PROBLEM TO WORK ON: Track down every line below that holds "this" and copy it.

COLLECTED DATA:

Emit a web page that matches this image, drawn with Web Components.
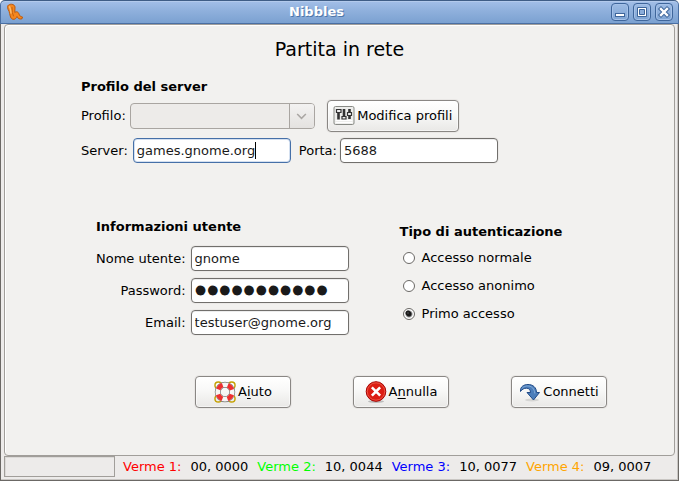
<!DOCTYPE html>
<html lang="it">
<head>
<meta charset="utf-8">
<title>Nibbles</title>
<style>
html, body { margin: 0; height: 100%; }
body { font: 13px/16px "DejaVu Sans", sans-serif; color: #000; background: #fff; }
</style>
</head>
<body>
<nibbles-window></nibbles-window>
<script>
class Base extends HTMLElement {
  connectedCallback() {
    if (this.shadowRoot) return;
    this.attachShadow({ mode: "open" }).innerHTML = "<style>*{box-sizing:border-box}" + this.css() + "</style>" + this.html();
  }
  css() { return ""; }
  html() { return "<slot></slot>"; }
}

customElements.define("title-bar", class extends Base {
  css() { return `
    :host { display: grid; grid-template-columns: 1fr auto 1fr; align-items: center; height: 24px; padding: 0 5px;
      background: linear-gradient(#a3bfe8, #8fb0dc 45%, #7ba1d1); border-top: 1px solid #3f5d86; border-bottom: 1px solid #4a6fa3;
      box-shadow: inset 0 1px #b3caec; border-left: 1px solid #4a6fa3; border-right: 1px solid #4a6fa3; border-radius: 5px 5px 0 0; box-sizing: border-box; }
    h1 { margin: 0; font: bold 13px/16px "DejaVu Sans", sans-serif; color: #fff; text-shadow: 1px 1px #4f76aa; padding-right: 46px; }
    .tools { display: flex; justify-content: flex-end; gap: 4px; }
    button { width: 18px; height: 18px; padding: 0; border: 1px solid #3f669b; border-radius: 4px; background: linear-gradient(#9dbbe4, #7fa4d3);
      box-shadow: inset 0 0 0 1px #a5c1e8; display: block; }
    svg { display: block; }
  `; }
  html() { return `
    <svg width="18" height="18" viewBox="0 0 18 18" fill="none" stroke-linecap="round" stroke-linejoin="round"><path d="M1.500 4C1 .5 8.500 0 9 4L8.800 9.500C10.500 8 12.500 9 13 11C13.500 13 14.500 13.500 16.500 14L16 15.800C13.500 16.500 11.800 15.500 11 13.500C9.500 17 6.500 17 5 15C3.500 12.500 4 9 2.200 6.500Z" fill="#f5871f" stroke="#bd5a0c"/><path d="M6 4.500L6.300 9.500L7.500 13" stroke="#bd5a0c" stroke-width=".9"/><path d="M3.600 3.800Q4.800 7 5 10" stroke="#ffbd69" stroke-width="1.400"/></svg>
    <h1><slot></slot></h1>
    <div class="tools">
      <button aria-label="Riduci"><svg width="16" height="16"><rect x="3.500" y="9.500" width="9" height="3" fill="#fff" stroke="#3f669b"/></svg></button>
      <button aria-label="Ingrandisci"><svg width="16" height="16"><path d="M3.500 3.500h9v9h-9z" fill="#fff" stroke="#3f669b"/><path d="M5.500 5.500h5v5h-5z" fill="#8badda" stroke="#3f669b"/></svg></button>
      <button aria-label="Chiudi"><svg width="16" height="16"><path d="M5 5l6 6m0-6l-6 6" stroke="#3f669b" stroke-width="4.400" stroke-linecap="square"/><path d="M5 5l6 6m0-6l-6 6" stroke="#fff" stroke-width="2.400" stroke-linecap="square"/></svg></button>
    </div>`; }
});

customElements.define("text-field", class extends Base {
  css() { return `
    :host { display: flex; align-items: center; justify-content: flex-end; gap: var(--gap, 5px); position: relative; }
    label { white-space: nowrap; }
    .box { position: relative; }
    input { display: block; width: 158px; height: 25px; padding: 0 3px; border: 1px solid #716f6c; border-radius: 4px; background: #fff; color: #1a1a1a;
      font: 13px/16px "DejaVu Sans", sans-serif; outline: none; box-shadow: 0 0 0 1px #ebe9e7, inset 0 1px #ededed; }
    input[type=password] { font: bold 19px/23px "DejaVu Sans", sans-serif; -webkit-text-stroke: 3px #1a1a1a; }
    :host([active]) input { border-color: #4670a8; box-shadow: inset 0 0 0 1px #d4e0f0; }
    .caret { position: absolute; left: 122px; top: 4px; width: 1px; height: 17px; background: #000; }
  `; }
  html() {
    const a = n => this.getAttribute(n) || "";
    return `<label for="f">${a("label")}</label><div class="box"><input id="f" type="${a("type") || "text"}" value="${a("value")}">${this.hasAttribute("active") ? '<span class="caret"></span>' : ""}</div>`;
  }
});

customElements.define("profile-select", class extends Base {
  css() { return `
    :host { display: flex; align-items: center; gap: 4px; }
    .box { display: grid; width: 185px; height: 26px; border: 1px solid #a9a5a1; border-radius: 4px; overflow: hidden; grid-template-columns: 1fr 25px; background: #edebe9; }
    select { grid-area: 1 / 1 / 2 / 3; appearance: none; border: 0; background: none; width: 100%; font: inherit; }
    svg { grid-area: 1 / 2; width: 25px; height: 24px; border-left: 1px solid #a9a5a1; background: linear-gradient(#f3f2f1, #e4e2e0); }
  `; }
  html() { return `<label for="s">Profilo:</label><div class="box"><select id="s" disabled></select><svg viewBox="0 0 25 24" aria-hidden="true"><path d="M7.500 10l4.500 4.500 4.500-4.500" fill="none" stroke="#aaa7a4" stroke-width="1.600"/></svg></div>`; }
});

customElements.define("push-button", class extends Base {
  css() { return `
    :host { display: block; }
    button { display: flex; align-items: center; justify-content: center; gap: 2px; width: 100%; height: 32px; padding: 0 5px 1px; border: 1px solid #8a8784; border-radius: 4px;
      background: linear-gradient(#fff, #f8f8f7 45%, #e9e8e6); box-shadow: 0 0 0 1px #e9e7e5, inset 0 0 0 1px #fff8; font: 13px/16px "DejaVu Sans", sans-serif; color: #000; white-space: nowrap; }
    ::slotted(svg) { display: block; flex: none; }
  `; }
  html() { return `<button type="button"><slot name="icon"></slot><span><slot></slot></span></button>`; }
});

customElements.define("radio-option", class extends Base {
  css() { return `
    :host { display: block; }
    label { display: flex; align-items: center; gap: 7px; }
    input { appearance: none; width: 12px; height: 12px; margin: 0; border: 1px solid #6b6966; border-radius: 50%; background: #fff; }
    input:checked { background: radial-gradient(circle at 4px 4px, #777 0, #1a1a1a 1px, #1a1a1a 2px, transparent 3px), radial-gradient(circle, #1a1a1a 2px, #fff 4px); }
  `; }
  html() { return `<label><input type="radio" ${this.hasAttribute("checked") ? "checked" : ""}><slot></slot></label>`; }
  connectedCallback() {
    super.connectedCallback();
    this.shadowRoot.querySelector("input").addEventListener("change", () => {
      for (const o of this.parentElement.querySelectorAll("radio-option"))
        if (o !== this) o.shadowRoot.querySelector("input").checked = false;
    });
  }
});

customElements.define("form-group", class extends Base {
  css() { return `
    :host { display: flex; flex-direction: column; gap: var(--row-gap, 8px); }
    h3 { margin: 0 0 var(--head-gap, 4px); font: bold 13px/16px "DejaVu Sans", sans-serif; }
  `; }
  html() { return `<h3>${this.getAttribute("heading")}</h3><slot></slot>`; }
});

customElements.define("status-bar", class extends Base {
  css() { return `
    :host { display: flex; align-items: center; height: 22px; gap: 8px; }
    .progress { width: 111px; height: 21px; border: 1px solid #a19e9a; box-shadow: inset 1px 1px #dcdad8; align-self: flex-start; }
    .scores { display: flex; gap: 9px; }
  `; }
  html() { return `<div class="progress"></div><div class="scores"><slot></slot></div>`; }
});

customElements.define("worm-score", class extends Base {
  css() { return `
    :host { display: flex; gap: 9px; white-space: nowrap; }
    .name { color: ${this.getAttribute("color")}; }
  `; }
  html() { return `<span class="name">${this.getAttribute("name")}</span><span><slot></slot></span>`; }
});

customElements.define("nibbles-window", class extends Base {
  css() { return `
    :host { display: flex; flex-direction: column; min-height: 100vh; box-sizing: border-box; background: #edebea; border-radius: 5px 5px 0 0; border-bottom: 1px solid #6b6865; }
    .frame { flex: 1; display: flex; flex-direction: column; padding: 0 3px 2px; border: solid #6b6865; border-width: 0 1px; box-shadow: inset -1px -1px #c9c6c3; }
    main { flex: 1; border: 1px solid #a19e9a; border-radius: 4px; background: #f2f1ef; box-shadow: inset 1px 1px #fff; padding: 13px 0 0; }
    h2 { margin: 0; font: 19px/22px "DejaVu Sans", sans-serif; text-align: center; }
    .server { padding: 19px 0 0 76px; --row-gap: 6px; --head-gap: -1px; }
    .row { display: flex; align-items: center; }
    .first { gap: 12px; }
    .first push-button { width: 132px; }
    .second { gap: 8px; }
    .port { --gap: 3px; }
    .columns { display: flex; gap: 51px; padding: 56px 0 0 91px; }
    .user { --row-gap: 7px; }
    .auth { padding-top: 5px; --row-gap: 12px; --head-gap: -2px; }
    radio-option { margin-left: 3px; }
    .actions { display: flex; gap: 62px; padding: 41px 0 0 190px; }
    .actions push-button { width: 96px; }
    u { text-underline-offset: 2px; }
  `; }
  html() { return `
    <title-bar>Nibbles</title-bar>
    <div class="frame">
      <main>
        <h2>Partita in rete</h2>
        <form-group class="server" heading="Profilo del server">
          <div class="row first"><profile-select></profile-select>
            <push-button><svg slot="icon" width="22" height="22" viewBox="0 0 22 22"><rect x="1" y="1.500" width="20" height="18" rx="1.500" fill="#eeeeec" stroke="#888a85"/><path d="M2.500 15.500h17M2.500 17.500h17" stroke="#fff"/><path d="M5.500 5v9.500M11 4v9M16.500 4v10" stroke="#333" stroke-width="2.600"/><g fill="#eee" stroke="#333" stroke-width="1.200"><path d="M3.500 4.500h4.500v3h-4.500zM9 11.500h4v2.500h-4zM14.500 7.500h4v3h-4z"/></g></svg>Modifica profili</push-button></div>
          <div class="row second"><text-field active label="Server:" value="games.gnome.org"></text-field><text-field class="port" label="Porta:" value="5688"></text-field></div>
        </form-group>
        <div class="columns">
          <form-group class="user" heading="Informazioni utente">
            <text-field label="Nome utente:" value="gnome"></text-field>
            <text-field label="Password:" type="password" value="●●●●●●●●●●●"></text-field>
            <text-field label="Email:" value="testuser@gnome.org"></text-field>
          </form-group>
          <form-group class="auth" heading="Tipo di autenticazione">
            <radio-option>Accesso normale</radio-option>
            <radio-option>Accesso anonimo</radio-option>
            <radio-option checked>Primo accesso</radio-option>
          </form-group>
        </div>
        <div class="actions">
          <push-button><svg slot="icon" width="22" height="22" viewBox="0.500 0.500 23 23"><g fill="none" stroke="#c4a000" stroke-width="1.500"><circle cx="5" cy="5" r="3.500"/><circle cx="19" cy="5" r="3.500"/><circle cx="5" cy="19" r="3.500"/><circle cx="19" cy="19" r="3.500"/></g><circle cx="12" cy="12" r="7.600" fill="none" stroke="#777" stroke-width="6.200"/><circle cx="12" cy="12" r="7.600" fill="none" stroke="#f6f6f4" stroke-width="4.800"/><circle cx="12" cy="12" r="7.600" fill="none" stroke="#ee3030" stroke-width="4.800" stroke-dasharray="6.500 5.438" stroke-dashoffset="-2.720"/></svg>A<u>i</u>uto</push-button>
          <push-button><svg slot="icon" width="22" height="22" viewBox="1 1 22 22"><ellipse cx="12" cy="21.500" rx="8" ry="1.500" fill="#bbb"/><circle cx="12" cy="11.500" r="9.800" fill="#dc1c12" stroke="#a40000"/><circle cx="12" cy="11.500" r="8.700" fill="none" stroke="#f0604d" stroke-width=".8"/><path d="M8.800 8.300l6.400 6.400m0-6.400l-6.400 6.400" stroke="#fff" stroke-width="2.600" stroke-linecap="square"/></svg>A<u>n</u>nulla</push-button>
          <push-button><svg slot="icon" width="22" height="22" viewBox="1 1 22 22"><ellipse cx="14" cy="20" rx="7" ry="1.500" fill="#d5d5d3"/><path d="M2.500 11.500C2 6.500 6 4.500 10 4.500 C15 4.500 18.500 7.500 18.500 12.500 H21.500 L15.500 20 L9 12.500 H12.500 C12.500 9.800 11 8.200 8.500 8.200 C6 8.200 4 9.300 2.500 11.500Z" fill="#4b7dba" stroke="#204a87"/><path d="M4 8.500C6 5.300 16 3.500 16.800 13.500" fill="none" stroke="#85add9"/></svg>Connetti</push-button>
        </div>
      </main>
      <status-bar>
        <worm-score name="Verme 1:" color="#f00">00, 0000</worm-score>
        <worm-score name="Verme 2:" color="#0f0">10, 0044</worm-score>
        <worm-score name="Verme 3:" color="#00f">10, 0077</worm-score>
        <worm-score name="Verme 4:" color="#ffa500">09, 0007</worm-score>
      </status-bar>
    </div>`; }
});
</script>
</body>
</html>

RESPONSE:
Emit a web page that matches this image, drawn with Web Components.
    if (this.shadowRoot) return;
    this.attachShadow({ mode: "open" }).innerHTML = "<style>*{box-sizing:border-box}" + this.css() + "</style>" + this.html();
    const a = n => this.getAttribute(n) || "";
    return `<label for="f">${a("label")}</label><div class="box"><input id="f" type="${a("type") || "text"}" value="${a("value")}">${this.hasAttribute("active") ? '<span class="caret"></span>' : ""}</div>`;
  html() { return `<label><input type="radio" ${this.hasAttribute("checked") ? "checked" : ""}><slot></slot></label>`; }
    this.shadowRoot.querySelector("input").addEventListener("change", () => {
      for (const o of this.parentElement.querySelectorAll("radio-option"))
        if (o !== this) o.shadowRoot.querySelector("input").checked = false;
  html() { return `<h3>${this.getAttribute("heading")}</h3><slot></slot>`; }
    .name { color: ${this.getAttribute("color")}; }
  html() { return `<span class="name">${this.getAttribute("name")}</span><span><slot></slot></span>`; }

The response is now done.